┌────────

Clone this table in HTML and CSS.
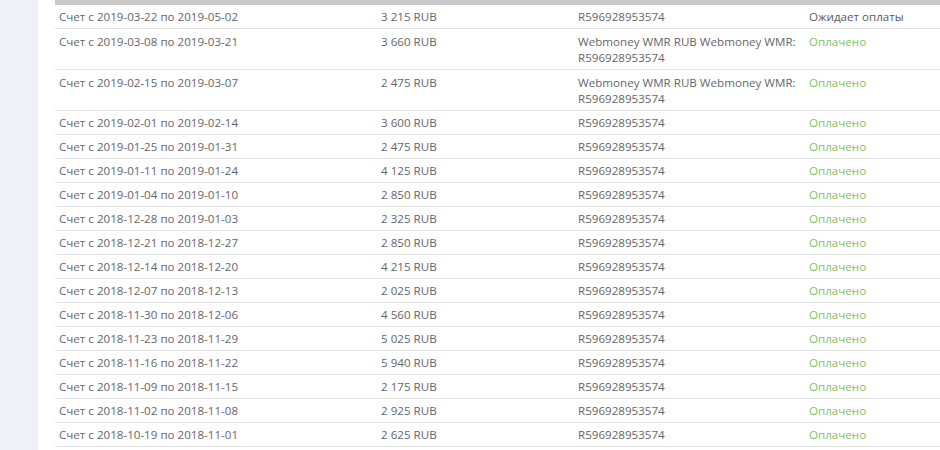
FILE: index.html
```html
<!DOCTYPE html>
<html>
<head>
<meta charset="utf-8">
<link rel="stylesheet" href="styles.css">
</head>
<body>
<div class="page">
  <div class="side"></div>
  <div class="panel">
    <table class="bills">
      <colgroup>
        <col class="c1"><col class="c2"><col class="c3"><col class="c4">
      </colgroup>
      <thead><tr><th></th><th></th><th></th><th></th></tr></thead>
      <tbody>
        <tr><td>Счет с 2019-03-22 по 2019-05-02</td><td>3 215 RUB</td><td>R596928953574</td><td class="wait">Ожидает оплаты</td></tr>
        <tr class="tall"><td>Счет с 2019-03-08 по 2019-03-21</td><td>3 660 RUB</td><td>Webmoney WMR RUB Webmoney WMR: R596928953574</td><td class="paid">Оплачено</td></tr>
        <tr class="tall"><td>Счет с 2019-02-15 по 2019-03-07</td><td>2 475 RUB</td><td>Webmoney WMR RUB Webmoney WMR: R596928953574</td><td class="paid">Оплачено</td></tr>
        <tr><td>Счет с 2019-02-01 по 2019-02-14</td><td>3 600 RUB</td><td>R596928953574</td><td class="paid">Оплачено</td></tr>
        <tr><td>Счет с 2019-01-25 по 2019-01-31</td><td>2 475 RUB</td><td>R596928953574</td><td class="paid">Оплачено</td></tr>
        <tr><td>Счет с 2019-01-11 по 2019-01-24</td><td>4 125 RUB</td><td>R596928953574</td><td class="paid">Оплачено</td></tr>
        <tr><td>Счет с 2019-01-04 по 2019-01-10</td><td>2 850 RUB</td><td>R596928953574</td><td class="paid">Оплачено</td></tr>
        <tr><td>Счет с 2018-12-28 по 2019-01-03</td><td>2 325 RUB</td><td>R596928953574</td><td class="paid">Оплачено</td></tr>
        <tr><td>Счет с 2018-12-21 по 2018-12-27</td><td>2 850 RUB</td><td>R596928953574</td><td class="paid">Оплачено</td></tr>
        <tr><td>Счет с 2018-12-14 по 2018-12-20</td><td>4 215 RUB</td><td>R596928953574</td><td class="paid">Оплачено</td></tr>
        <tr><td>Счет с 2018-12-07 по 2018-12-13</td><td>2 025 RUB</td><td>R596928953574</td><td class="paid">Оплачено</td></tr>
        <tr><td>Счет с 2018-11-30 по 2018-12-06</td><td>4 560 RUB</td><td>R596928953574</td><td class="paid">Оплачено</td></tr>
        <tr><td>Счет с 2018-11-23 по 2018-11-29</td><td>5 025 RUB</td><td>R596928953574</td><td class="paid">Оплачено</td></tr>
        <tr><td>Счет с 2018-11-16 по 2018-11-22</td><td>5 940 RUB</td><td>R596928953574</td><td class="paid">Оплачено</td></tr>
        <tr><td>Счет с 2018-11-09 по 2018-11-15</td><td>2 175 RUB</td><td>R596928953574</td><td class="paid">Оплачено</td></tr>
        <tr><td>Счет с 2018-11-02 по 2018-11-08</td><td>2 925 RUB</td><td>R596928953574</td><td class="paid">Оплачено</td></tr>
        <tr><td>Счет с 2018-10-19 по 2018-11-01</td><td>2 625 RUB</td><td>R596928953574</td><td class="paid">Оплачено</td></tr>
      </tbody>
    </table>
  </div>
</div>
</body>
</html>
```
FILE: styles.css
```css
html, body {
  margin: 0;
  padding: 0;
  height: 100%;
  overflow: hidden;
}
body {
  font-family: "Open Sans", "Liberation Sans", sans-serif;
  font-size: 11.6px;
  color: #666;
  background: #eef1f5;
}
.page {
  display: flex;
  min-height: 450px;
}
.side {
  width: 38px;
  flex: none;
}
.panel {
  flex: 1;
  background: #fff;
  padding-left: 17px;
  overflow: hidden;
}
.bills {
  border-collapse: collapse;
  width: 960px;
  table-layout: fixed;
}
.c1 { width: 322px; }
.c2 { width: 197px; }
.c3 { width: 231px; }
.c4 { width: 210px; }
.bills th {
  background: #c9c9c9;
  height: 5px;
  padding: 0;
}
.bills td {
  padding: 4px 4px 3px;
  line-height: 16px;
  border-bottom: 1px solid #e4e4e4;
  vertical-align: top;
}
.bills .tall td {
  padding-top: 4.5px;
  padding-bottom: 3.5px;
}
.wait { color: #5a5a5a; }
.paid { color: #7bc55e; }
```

└────────

**Requirement**
Word for word, quote the lines above. Omit the pictures.

**Exercise response**
Clone this table in HTML and CSS.
FILE: index.html
```html
<!DOCTYPE html>
<html>
<head>
<meta charset="utf-8">
<link rel="stylesheet" href="styles.css">
</head>
<body>
<div class="page">
  <div class="side"></div>
  <div class="panel">
    <table class="bills">
      <colgroup>
        <col class="c1"><col class="c2"><col class="c3"><col class="c4">
      </colgroup>
      <thead><tr><th></th><th></th><th></th><th></th></tr></thead>
      <tbody>
        <tr><td>Счет с 2019-03-22 по 2019-05-02</td><td>3 215 RUB</td><td>R596928953574</td><td class="wait">Ожидает оплаты</td></tr>
        <tr class="tall"><td>Счет с 2019-03-08 по 2019-03-21</td><td>3 660 RUB</td><td>Webmoney WMR RUB Webmoney WMR: R596928953574</td><td class="paid">Оплачено</td></tr>
        <tr class="tall"><td>Счет с 2019-02-15 по 2019-03-07</td><td>2 475 RUB</td><td>Webmoney WMR RUB Webmoney WMR: R596928953574</td><td class="paid">Оплачено</td></tr>
        <tr><td>Счет с 2019-02-01 по 2019-02-14</td><td>3 600 RUB</td><td>R596928953574</td><td class="paid">Оплачено</td></tr>
        <tr><td>Счет с 2019-01-25 по 2019-01-31</td><td>2 475 RUB</td><td>R596928953574</td><td class="paid">Оплачено</td></tr>
        <tr><td>Счет с 2019-01-11 по 2019-01-24</td><td>4 125 RUB</td><td>R596928953574</td><td class="paid">Оплачено</td></tr>
        <tr><td>Счет с 2019-01-04 по 2019-01-10</td><td>2 850 RUB</td><td>R596928953574</td><td class="paid">Оплачено</td></tr>
        <tr><td>Счет с 2018-12-28 по 2019-01-03</td><td>2 325 RUB</td><td>R596928953574</td><td class="paid">Оплачено</td></tr>
        <tr><td>Счет с 2018-12-21 по 2018-12-27</td><td>2 850 RUB</td><td>R596928953574</td><td class="paid">Оплачено</td></tr>
        <tr><td>Счет с 2018-12-14 по 2018-12-20</td><td>4 215 RUB</td><td>R596928953574</td><td class="paid">Оплачено</td></tr>
        <tr><td>Счет с 2018-12-07 по 2018-12-13</td><td>2 025 RUB</td><td>R596928953574</td><td class="paid">Оплачено</td></tr>
        <tr><td>Счет с 2018-11-30 по 2018-12-06</td><td>4 560 RUB</td><td>R596928953574</td><td class="paid">Оплачено</td></tr>
        <tr><td>Счет с 2018-11-23 по 2018-11-29</td><td>5 025 RUB</td><td>R596928953574</td><td class="paid">Оплачено</td></tr>
        <tr><td>Счет с 2018-11-16 по 2018-11-22</td><td>5 940 RUB</td><td>R596928953574</td><td class="paid">Оплачено</td></tr>
        <tr><td>Счет с 2018-11-09 по 2018-11-15</td><td>2 175 RUB</td><td>R596928953574</td><td class="paid">Оплачено</td></tr>
        <tr><td>Счет с 2018-11-02 по 2018-11-08</td><td>2 925 RUB</td><td>R596928953574</td><td class="paid">Оплачено</td></tr>
        <tr><td>Счет с 2018-10-19 по 2018-11-01</td><td>2 625 RUB</td><td>R596928953574</td><td class="paid">Оплачено</td></tr>
      </tbody>
    </table>
  </div>
</div>
</body>
</html>
```
FILE: styles.css
```css
html, body {
  margin: 0;
  padding: 0;
  height: 100%;
  overflow: hidden;
}
body {
  font-family: "Open Sans", "Liberation Sans", sans-serif;
  font-size: 11.6px;
  color: #666;
  background: #eef1f5;
}
.page {
  display: flex;
  min-height: 450px;
}
.side {
  width: 38px;
  flex: none;
}
.panel {
  flex: 1;
  background: #fff;
  padding-left: 17px;
  overflow: hidden;
}
.bills {
  border-collapse: collapse;
  width: 960px;
  table-layout: fixed;
}
.c1 { width: 322px; }
.c2 { width: 197px; }
.c3 { width: 231px; }
.c4 { width: 210px; }
.bills th {
  background: #c9c9c9;
  height: 5px;
  padding: 0;
}
.bills td {
  padding: 4px 4px 3px;
  line-height: 16px;
  border-bottom: 1px solid #e4e4e4;
  vertical-align: top;
}
.bills .tall td {
  padding-top: 4.5px;
  padding-bottom: 3.5px;
}
.wait { color: #5a5a5a; }
.paid { color: #7bc55e; }
```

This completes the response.